----- Data segment -----
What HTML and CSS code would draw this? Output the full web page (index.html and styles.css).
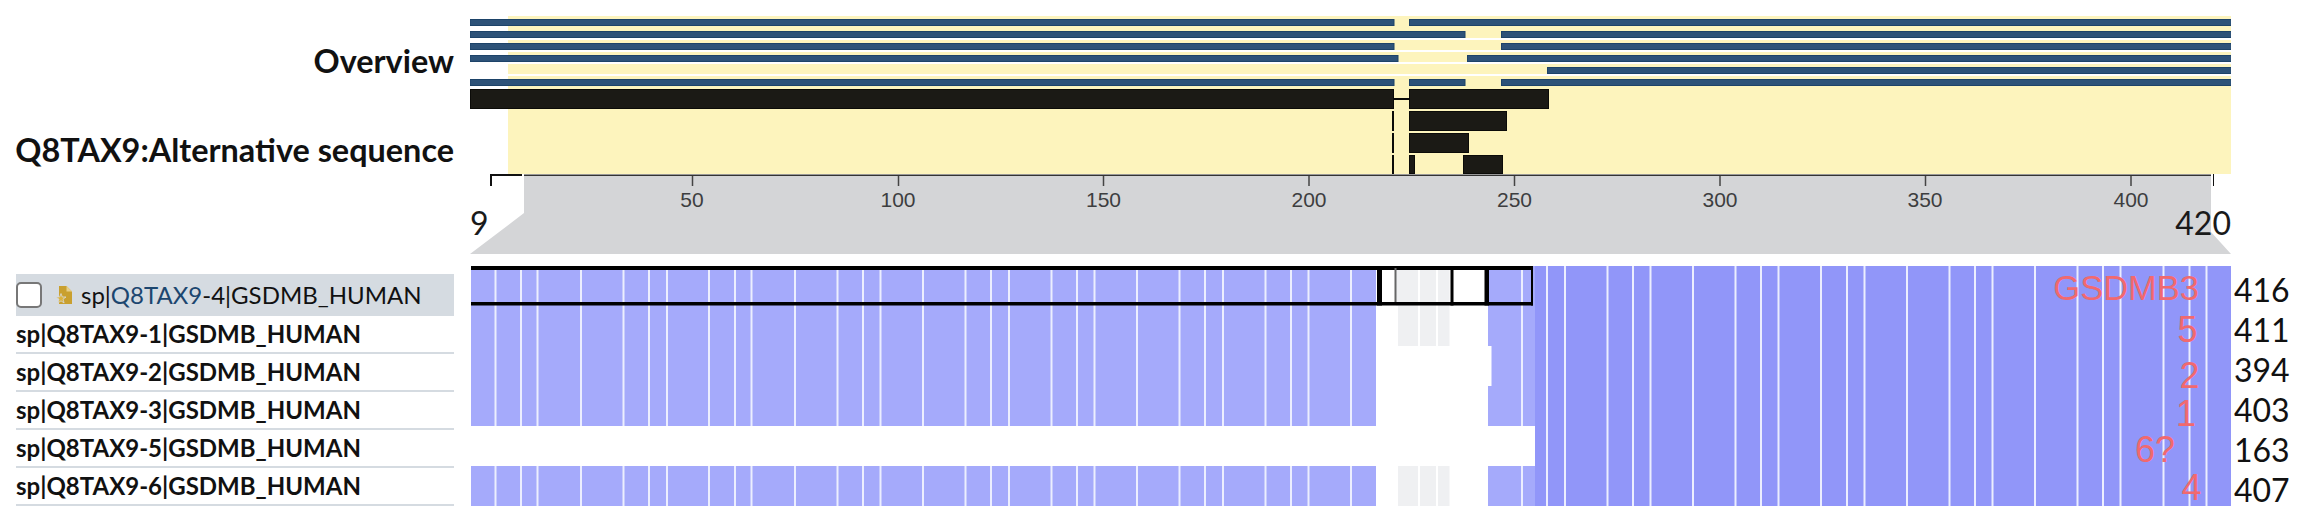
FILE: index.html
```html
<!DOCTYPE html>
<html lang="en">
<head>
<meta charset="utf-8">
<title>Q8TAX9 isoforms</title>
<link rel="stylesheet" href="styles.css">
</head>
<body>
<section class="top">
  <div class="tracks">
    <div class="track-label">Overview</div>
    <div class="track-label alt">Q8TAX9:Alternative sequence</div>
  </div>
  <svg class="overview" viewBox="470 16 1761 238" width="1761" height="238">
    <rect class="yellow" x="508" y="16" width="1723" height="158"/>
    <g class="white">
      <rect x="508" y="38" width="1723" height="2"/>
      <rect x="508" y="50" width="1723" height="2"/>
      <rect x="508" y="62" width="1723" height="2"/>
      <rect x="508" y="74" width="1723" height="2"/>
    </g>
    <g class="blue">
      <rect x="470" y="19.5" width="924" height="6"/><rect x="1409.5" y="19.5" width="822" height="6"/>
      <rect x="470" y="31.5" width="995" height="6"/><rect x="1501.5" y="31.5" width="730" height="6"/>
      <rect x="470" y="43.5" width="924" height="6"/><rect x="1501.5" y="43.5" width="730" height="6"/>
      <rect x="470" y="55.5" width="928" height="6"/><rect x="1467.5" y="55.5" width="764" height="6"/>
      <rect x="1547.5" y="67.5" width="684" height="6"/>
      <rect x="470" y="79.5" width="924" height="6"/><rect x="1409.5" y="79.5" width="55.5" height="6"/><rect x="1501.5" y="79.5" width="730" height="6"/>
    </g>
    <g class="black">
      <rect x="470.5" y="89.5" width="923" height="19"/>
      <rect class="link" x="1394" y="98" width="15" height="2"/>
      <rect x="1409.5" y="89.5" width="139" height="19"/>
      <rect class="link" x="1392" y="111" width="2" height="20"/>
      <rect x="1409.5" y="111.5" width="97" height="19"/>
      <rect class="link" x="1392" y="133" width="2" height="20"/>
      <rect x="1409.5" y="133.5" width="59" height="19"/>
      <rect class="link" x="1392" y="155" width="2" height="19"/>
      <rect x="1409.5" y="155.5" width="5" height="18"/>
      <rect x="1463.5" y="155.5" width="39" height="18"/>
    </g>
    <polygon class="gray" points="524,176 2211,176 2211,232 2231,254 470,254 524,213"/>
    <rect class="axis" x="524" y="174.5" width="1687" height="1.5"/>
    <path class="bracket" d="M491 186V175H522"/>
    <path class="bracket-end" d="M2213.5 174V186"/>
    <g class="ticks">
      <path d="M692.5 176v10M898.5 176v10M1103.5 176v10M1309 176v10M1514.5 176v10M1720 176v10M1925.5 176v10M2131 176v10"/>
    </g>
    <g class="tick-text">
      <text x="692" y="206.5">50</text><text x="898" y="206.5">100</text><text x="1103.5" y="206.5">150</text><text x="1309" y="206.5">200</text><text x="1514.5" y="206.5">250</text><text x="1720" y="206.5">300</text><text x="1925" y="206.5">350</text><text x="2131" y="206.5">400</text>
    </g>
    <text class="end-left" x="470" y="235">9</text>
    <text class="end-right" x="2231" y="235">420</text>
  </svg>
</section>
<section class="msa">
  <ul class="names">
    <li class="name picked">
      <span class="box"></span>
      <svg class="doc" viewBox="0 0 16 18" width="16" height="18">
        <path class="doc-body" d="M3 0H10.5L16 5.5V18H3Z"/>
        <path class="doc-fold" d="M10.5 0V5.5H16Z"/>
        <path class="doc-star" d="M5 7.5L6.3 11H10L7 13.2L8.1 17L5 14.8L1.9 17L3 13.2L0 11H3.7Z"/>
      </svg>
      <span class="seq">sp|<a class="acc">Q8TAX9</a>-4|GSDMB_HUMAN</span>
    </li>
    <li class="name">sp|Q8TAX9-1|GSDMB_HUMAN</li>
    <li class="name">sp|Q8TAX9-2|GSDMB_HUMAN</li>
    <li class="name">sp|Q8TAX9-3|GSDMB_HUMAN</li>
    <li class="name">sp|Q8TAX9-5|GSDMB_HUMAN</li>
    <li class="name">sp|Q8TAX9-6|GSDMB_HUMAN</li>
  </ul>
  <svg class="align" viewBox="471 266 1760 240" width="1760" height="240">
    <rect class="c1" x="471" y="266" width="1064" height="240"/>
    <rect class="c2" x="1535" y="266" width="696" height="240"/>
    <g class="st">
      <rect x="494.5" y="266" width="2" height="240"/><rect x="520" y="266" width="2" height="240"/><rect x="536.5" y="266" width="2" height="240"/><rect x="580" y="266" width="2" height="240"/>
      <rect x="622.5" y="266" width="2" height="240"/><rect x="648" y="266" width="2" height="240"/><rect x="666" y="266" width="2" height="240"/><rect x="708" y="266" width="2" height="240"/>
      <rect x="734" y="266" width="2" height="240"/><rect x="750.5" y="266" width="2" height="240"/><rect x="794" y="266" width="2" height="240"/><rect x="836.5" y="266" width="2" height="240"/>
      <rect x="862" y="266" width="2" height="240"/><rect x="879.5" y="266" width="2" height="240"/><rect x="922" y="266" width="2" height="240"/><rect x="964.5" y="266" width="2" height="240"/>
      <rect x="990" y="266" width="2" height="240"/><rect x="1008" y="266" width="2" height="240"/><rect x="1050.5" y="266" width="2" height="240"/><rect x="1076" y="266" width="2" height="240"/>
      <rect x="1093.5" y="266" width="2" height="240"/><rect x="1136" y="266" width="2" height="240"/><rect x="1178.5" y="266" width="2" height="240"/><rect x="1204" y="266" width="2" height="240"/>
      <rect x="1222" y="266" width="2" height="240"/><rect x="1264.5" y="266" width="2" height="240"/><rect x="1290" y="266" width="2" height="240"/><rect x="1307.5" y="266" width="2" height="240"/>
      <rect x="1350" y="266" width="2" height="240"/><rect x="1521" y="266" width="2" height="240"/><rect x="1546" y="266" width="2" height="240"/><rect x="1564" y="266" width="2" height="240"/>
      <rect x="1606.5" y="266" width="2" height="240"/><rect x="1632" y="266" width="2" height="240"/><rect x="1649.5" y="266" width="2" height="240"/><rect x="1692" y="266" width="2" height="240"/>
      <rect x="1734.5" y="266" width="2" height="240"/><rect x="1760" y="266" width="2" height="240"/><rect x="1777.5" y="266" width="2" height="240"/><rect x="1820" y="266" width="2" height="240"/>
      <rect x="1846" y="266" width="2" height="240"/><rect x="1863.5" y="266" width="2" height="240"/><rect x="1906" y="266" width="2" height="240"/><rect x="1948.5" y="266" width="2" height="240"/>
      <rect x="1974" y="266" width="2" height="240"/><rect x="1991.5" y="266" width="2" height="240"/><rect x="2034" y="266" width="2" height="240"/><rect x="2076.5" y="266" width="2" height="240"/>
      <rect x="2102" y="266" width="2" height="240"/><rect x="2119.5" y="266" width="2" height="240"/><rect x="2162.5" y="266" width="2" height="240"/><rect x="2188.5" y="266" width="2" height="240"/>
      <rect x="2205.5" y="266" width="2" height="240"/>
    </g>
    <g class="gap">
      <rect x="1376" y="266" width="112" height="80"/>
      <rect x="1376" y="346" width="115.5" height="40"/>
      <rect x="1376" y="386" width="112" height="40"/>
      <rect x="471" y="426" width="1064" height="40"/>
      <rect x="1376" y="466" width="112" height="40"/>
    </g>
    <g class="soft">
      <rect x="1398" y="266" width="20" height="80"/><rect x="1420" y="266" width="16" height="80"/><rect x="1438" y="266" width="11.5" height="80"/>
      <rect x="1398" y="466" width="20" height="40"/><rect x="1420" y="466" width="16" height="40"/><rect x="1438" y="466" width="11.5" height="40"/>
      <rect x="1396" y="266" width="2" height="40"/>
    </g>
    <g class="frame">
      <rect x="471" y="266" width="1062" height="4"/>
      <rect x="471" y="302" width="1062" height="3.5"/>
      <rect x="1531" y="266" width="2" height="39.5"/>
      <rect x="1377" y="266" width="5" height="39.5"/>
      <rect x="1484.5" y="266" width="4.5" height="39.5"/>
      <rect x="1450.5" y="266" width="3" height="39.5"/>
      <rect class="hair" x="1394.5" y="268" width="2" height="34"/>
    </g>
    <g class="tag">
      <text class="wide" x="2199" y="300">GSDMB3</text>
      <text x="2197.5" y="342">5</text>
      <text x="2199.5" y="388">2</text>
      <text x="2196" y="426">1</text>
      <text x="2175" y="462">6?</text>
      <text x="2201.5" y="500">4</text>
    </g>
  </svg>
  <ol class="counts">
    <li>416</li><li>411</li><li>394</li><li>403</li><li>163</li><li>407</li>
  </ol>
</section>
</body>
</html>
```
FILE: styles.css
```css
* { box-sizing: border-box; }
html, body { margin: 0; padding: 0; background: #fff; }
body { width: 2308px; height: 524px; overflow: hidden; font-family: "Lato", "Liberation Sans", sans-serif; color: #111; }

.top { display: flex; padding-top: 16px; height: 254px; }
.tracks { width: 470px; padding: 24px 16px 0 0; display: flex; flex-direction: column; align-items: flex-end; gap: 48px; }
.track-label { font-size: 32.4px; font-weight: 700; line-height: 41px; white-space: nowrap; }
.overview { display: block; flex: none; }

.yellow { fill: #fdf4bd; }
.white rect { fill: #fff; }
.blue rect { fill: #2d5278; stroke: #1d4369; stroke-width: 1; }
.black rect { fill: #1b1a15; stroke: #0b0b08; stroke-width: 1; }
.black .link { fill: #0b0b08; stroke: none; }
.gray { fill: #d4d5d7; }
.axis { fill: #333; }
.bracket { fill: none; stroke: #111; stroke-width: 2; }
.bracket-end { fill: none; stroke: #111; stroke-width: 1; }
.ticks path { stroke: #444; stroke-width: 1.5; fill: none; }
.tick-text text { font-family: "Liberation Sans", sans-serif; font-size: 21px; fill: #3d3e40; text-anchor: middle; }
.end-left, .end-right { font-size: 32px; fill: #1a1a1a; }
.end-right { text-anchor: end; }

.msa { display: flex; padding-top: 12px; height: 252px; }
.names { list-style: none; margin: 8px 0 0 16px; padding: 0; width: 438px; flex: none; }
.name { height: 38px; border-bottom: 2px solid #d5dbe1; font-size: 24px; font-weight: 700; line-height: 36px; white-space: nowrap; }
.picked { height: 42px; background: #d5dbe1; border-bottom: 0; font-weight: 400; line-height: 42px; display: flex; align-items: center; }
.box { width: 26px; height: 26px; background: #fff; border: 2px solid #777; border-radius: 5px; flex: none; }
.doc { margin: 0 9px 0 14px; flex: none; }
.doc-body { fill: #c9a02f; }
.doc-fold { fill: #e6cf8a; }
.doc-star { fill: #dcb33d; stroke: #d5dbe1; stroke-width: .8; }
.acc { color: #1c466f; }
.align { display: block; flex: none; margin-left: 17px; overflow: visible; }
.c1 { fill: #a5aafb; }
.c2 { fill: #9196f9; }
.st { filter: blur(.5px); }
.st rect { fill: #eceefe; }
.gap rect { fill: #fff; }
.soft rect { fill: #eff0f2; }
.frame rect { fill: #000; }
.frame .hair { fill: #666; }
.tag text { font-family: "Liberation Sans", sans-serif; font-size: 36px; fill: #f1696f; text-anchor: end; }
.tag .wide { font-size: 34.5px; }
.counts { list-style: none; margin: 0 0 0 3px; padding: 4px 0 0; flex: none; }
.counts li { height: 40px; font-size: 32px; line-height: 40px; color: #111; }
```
-----
* _What you are asked to do_:
Show each line of the listing that holds the string "styles".

* _The completed task_:
What HTML and CSS code would draw this? Output the full web page (index.html and styles.css).
<link rel="stylesheet" href="styles.css">
FILE: styles.css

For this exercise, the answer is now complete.